La réussite n'est pas le succès, ce n'est pas être le meilleur, le plus important, le plus riche. C'est s'endormir en se disant : "j'ai aidé, j'ai résolu des problèmes, j'ai pris soin des autres."

Je sais que c'est ce que me demandera le Seigneur quand j'arriverai devant Lui : "qu'as-tu fait de ta vie ?" Il ne me demandera pas ce que j'ai fait de mal ou que je n'ai pas fait, mais ce que j'ai fait de bien.

Faut-il donc faire de grandes choses pour "réussir sa vie" ?

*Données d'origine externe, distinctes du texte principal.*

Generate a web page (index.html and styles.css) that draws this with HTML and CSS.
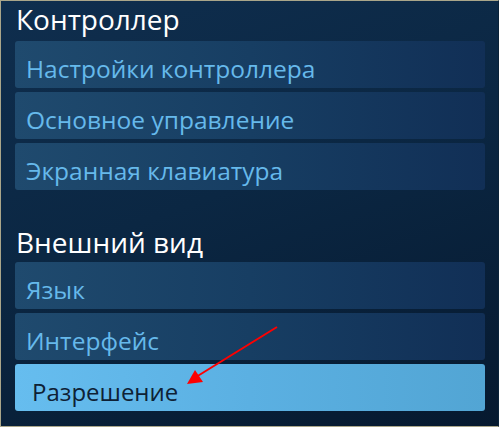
FILE: index.html
```html
<!DOCTYPE html>
<html lang="ru">
<head>
<meta charset="utf-8">
<link rel="stylesheet" href="styles.css">
</head>
<body>
<div class="screen">
  <section class="group">
    <h2 class="group-title">Контроллер</h2>
    <div class="list">
      <div class="item">Настройки контроллера</div>
      <div class="item">Основное управление</div>
      <div class="item">Экранная клавиатура</div>
    </div>
  </section>
  <section class="group group-second">
    <h2 class="group-title">Внешний вид</h2>
    <div class="list">
      <div class="item">Язык</div>
      <div class="item">Интерфейс</div>
      <div class="item item-active">Разрешение</div>
    </div>
  </section>
  <svg class="arrow" width="499" height="427" viewBox="0 0 499 427">
    <line x1="277" y1="327" x2="196" y2="377" stroke="#ff0000" stroke-width="2"/>
    <polygon points="187,384 195,370 203,382" fill="#ff0000"/>
  </svg>
</div>
</body>
</html>
```
FILE: styles.css
```css
html, body {
  margin: 0;
  padding: 0;
}
body {
  width: 499px;
  height: 427px;
  overflow: hidden;
  font-family: "Open Sans", "Noto Sans", sans-serif;
}
.screen {
  position: relative;
  box-sizing: border-box;
  width: 499px;
  height: 427px;
  border: 1px solid #aaa68a;
  border-right-color: #0a2238;
  padding: 0 13px 0 14px;
  background: linear-gradient(160deg, #0f2e4e 0%, #0b2743 45%, #06192f 100%);
}
.group-title {
  margin: 0;
  height: 40px;
  font-weight: 400;
  font-size: 28px;
  line-height: 36px;
  color: #ffffff;
  padding-left: 1px;
  box-sizing: border-box;
}
.group-second {
  margin-top: 32px;
}
.group-second .group-title {
  line-height: 40px;
}
.list {
  display: flex;
  flex-direction: column;
  gap: 4px;
}
.item {
  height: 47px;
  box-sizing: border-box;
  padding: 13px 0 0 11px;
  border-radius: 3px;
  font-size: 24.5px;
  line-height: 30px;
  color: #66b9eb;
  background: linear-gradient(90deg, #1f4a6e 0%, #173e63 50%, #112f56 100%);
}
.item-active {
  padding: 13px 0 0 17px;
  font-size: 24px;
  color: #0e2135;
  background: linear-gradient(90deg, #66bdef 0%, #5bb0e2 50%, #52a5d4 100%);
}
.arrow {
  position: absolute;
  left: -1px;
  top: -1px;
  pointer-events: none;
}
```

Non, c'est comme sainte Thérèse de Lisieux : en faisant la vaisselle et en pliant le linge par amour, elle est devenue une grande sainte. Une œuvre sera belle si l'on est capable de la présenter comme offrande devant Dieu. Elle sera belle si j'ai pris soin de moi-même et des autres.
 
Nous devons prier Dieu pour qu'il nous aide à faire moins de mal et plus de bien. Plus la balance penche de ce côté, plus on est heureux. Le bonheur n’est pas dans les grandes études ou dans les grandes responsabilités, même s'il est aussi là. Il ne se paye pas, sinon ce serait un grand business ! Il n'appartient à personne, mais on peut participer à celui des autres. 'Heureux les artisans de paix', dit l’évangile. Et rien, ni les souffrances, ni les épreuves, ni la cécité, ne peut m'empêcher d'être heureux."